Gmail's text-based advertisements are so unobtrusive that they're sometimes unnoticeable, which might explain why Google is now testing display ads with color images.
Testing began a week ago, but went undetected by the tech blogosphere until Search Engine Land's Greg Sterling spotted a display ad for organic cotton T-shirts in his Gmail account. Google has since confirmed the test with the following comment:
"We're always trying out new ad formats and placements in Gmail, and we recently started experimenting with image ads on messages with heavy image content."
I have a hard time casting harsh judgment upon Google for making its Gmail ads more conspicuous. Ad revenue pays my bills and I don't want to be a hypocrite.
But Gmail is practically defined by its clean interface, and it will lose a competitive advantage by using display ads. Also, considering that Google places contextual ads based on the content of your e-mails, the use of images might boost the creepiness factor for users who let subtler text ads fly. Sterling said the ads were "really jarring for me to encounter."

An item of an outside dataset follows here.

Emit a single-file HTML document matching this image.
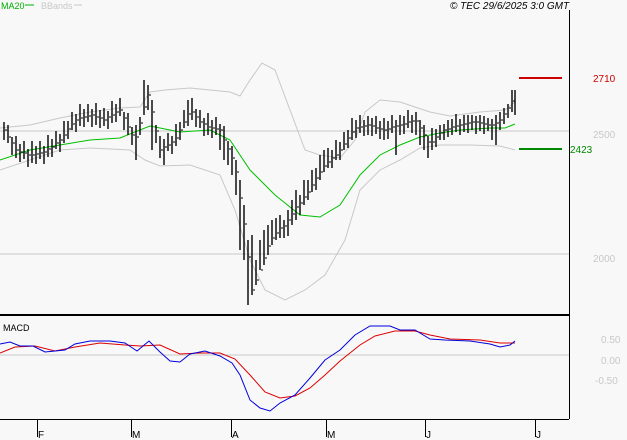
<!DOCTYPE html>
<html><head><meta charset="utf-8"><style>
html,body{margin:0;padding:0;background:#f8f8f8;}
svg{display:block;font-family:"Liberation Sans",sans-serif;}
</style></head><body>
<svg width="627" height="440" viewBox="0 0 627 440" xmlns="http://www.w3.org/2000/svg">
<rect width="627" height="440" fill="#f8f8f8"/>
<text x="1" y="9" font-size="9" fill="#00b000">MA20</text>
<line x1="25" y1="5" x2="34" y2="5" stroke="#00b000"/>
<text x="41" y="9" font-size="9" fill="#c8c8c8">BBands</text>
<line x1="74" y1="5" x2="82" y2="5" stroke="#c8c8c8"/>
<text x="450" y="9" font-size="10" font-style="italic" fill="#000">© TEC 29/6/2025 3:0 GMT</text>
<line x1="0" y1="131" x2="569" y2="131" stroke="#c8c8c8"/>
<line x1="0" y1="254" x2="569" y2="254" stroke="#c8c8c8"/>
<line x1="0" y1="355" x2="569" y2="355" stroke="#c8c8c8"/>
<text x="593" y="138" font-size="10" fill="#c8c8c8">2500</text>
<text x="593" y="262" font-size="10" fill="#c8c8c8">2000</text>
<text x="593" y="82" font-size="10" fill="#cc0000">2710</text>
<text x="570" y="153" font-size="10" fill="#008800">2423</text>
<line x1="519" y1="78" x2="562" y2="78" stroke="#cc0000" stroke-width="2"/>
<line x1="519" y1="149" x2="562" y2="149" stroke="#008800" stroke-width="2"/>
<text x="601" y="343" font-size="10" fill="#c8c8c8">0.50</text>
<text x="601" y="364" font-size="10" fill="#c8c8c8">0.00</text>
<text x="595" y="384" font-size="10" fill="#c8c8c8">-0.50</text>
<text x="3" y="331" font-size="9" fill="#000">MACD</text>

<polyline fill="none" stroke="#c8c8c8" stroke-width="1" points="0,128 30,125 60,118 90,112 120,108 140,107 150,92 165,90 190,88 230,92 240,96 250,80 262,63 275,70 290,110 305,150 320,155 340,158 355,140 365,112 380,100 400,102 430,112 450,116 480,112 505,110 515,102"/>
<polyline fill="none" stroke="#c8c8c8" stroke-width="1" points="0,170 30,160 60,150 90,148 130,150 145,160 160,166 190,165 220,175 235,210 250,260 265,290 285,300 305,290 325,275 345,240 360,190 380,170 400,160 420,148 440,145 470,145 500,146 515,150"/>
<polyline fill="none" stroke="#00c000" stroke-width="1" points="0,160 30,150 60,145 90,140 120,138 150,126 180,132 210,130 230,140 250,170 275,195 300,215 320,217 340,205 360,175 380,155 400,145 420,137 440,133 460,130 490,128 505,128 515,124"/>

<path fill="none" stroke="#000" stroke-width="1.4" d="M4 122V140M8 125V143M12 137V155M16 136V158M20 144V162M24 141V159M28 149V167M32 141V163M36 146V164M40 141V159M44 146V164M48 135V157M52 139V157M56 131V149M60 134V152M64 121V143M68 121V139M72 112V130M76 114V132M80 104V126M84 109V127M88 104V122M92 109V127M96 103V125M100 110V128M104 108V126M108 111V129M112 101V123M116 104V122M120 98V116M124 112V130M128 113V135M132 127V145M136 125V160M140 117V135M144 80V115M148 85V110M152 100V150M156 125V143M160 136V158M164 139V165M168 133V151M172 136V154M176 124V146M180 122V140M184 110V128M188 100V126M192 98V120M196 109V127M200 110V128M204 118V136M208 113V135M212 120V138M216 117V135M220 124V150M224 126V160M228 141V165M232 146V175M236 160V195M240 180V250M244 205V260M248 240V305M252 235V295M256 260V285M260 240V270M264 230V265M268 225V255M272 220V245M276 218V240M280 215V238M284 220V238M288 210V236M292 200V225M296 190V220M300 195V215M304 180V205M308 180V200M312 170V192M316 168V190M320 155V180M324 150V172M328 148V168M332 150V168M336 140V160M340 142V160M344 132V150M348 130V148M352 118V140M356 120V138M360 115V133M364 120V136M368 116V135M372 118V136M376 116V134M380 121V139M384 118V140M388 121V139M392 115V133M396 120V155M400 115V135M404 116V134M408 110V128M412 115V133M416 112V135M420 120V145M424 125V150M428 136V158M432 128V150M436 129V147M440 125V140M444 124V140M448 120V137M452 119V135M456 114V132M460 119V135M464 115V132M468 115V133M472 115V130M476 116V134M480 115V131M484 116V134M488 118V131M492 119V140M496 115V145M500 112V130M504 108V124M508 104V118M512 90V112M515 90V115"/>
<path fill="none" stroke="#000" stroke-width="1" d="M5 130H7M9 137H11M13 143H15M17 150H19M21 152H23M25 153H27M29 155H31M33 155H35M37 154H39M41 153H43M45 152H47M49 149H51M53 147H55M57 143H59M61 140H63M65 135H67M69 129H71M73 124H75M77 120H79M81 118H83M85 117H87M89 116H91M93 115H95M97 117H99M101 118H103M105 120H107M109 117H111M113 115H115M117 112H119M121 110H123M125 118H127M129 127H131M133 135H135M137 137H139M141 123H143M145 107H147M149 95H151M153 112H155M157 131H159M161 150H163M165 147H167M169 145H171M173 142H175M177 138H179M181 130H183M185 122H187M189 114H191M193 112H195M197 117H199M201 122H203M205 124H207M209 127H211M213 128H215M217 129H219M221 130H223M225 140H227M229 149H231M233 158H235M237 172H239M241 198H243M245 224H247M249 257H251M253 290H255M257 280H259M261 270H263M265 258H267M269 246H271M273 238H275M277 233H279M281 228H283M285 226H287M289 220H291M293 214H295M297 207H299M301 203H303M305 197H307M309 192H311M313 185H315M317 178H319M321 172H323M325 166H327M329 162H331M333 158H335M337 155H339M341 150H343M345 144H347M349 138H351M353 132H355M357 128H359M361 127H363M365 126H367M369 125H371M373 126H375M377 128H379M381 129H383M385 130H387M389 129H391M393 127H395M397 126H399M401 125H403M405 124H407M409 122H411M413 121H415M417 121H419M421 128H423M425 135H427M429 142H431M433 142H435M437 137H439M441 133H443M445 130H447M449 129H451M453 127H455M457 126H459M461 125H463M465 124H467M469 123H471M473 122H475M477 122H479M481 123H483M485 124H487M489 125H491M493 125H495M497 123H499M501 120H503M505 114H507M509 108H511M513 101H515"/>

<polyline fill="none" stroke="#dd0000" stroke-width="1" points="0,353 15,347 35,346 55,351 75,347 100,343 125,345 140,346 160,345 180,354 200,353 220,353 235,359 250,375 265,392 280,398 295,396 310,388 325,375 340,361 360,345 375,336 395,331 415,331 430,335 450,339 480,340 500,343 515,343"/>
<polyline fill="none" stroke="#0000dd" stroke-width="1" points="0,344 10,342 20,346 33,346 45,352 65,350 75,344 90,341 110,341 125,343 137,351 149,341 160,352 170,361 180,362 190,354 205,351 220,356 232,363 240,375 250,400 260,408 270,411 280,403 295,395 310,378 325,360 340,350 355,335 370,326 390,326 400,330 415,330 430,339 445,340 470,341 490,344 500,347 510,345 515,341"/>

<line x1="569.5" y1="10" x2="569.5" y2="419" stroke="#000"/>
<line x1="0" y1="315" x2="569" y2="315" stroke="#000" stroke-width="2"/>
<line x1="0" y1="419.5" x2="569" y2="419.5" stroke="#000"/>
<g stroke="#000">
<line x1="37.5" y1="420" x2="37.5" y2="437"/><line x1="131.5" y1="420" x2="131.5" y2="437"/>
<line x1="231.5" y1="420" x2="231.5" y2="437"/><line x1="326.5" y1="420" x2="326.5" y2="437"/>
<line x1="425.5" y1="420" x2="425.5" y2="437"/><line x1="535.5" y1="420" x2="535.5" y2="437"/>
</g>
<g font-size="10" fill="#000">
<text x="38" y="438">F</text><text x="132" y="438">M</text><text x="232" y="438">A</text>
<text x="327" y="438">M</text><text x="426" y="438">J</text><text x="536" y="438">J</text>
</g>
</svg>
</body></html>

Besides, e-mail is an inherently non-visual method of communication. You can attach images or video to a message, but for the most part you're reading text, so display ads will always be a distraction. On the rare occasion that I must use Yahoo Mail, I'm always aghast by the vertical banner ad that runs the length of the screen.
If display ads become a part of Gmail for all users, I have two suggestion: At least let paying users -- the ones who've purchased extra storage space -- opt out; and please, no pop-ups or animations.